聖マリアンナ医科大学腎臓・高血圧内科の野田竜之介氏らは、微小変化型ネフローゼ症候群とも呼ばれる微小変化群(minimal change disease;MCD)の非侵襲的な診断に役立つ予測モデルの開発を試み、その結果をSci Rep(2024; 14: 23460)に発表。「機械学習に基づく予測モデルによりMCDの非侵襲的診断の可能性が期待できる」と述べている。
ネフローゼ症候群のデータを機械学習アルゴリズムに適用
MCDは、成人におけるネフローゼ症候群の原因疾患の1つだが、他の原因疾患と異なり、数日から1~2週間という短期間での急激な増悪を特徴とする。MCD患者の25~35%は急性腎障害を発症し、重症例では緊急血液透析が必要となる場合もある。
成人のネフローゼ症候群の原因は多様であるため、一般的な臨床検査によるMCD診断は難しく、腎生検による確定診断が必要となる。しかし、腎生検は出血や動静脈瘻、感染などのリスクを伴い、何よりも結果を得るまでに時間がかかる。

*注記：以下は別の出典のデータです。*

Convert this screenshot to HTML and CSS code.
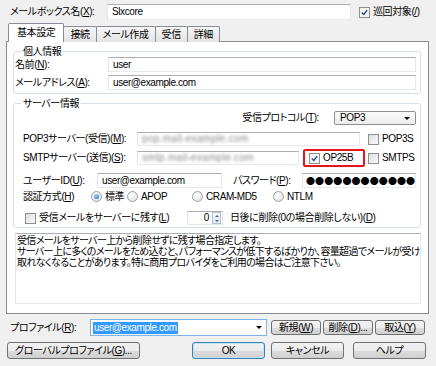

腎生検を施行せず、血液や尿のバイオマーカー(IL-12p40、CD80、脂肪酸結合蛋白4、EGFなど)を使ったMCD診断の可能性が検討されているが、こういったマーカーの測定は普通の医療施設では不可能だ。
そこで野田氏らは、聖マリアンナ医科大学病院の電子記録データからネフローゼ症候群患者のデータを抽出し、4種類の機械学習アルゴリズム(TabPFN、LightGBM、Random Forest、Artificial Neural Network)およびロジスティック回帰を用いた予測モデルを開発。各モデルによるMCD診断のROC曲線下面積(AUROC)および精密-リコール曲線下面積(area under the precision-recall curve;AUPRC)を求めた。
TabPFNによる予測パフォーマンスが最善
2006年1月~24年3月に同院で腎生検を受けた18歳以上の患者のうちネフローゼ症候群と確定診断された248例を抽出した。そのうちMCD群は82例(33%)で、非MCD群には、膜性腎症(51例、21%)、ループス腎炎(33例、13%)、糖尿病腎症(23例、9%)、巣状分節性糸球体硬化症(22例、9%)などが含まれていた。年齢中央値はMCD群が51.5歳、非MCD群が61.5歳だった。
身体計測、血液、脂質、尿蛋白などに関するさまざまな所見を変数として4種類の機械学習アルゴリズムとロジスティック回帰に適用したところ、AUROC(0.915、95%CI 0.896~0.932)、AUPRC(0.840、0.807~0.872)のいずれについてもTabPFNで最も優れた値が得られた。ただし、他の3つのアルゴリズムおよびロジスティック回帰のパフォーマンスも悪いものではなく、アルゴリズム間に有意な差はなかった。
各変数の予測結果に与える影響をSHapley Additive exPlanations(SHAP)を用いて算出し、ビースウォーム・プロットで表したところ、TabPFNではC3、総コレステロール、尿中赤血球が重要な予測因子として同定された。
多施設での妥当性検証が必要
以上の結果について野田氏らは「今回開発した4つの機械学習アルゴリズムおよびロジスティック回帰モデルは、いずれも内的妥当性を確認できた。中でもTabPFNのパフォーマンスがAUROC、AUPRCの両方で最も高く、MCDの診断予測モデルとしての有用性が示唆された」と考察。「ただし、今回のモデルは単施設のデータのみに基づくものであり、多施設での信頼性や頑健さを保証できるものではない。実臨床で応用するには、複数施設にまたがる外的妥当性の検証が必要だ」と付言している。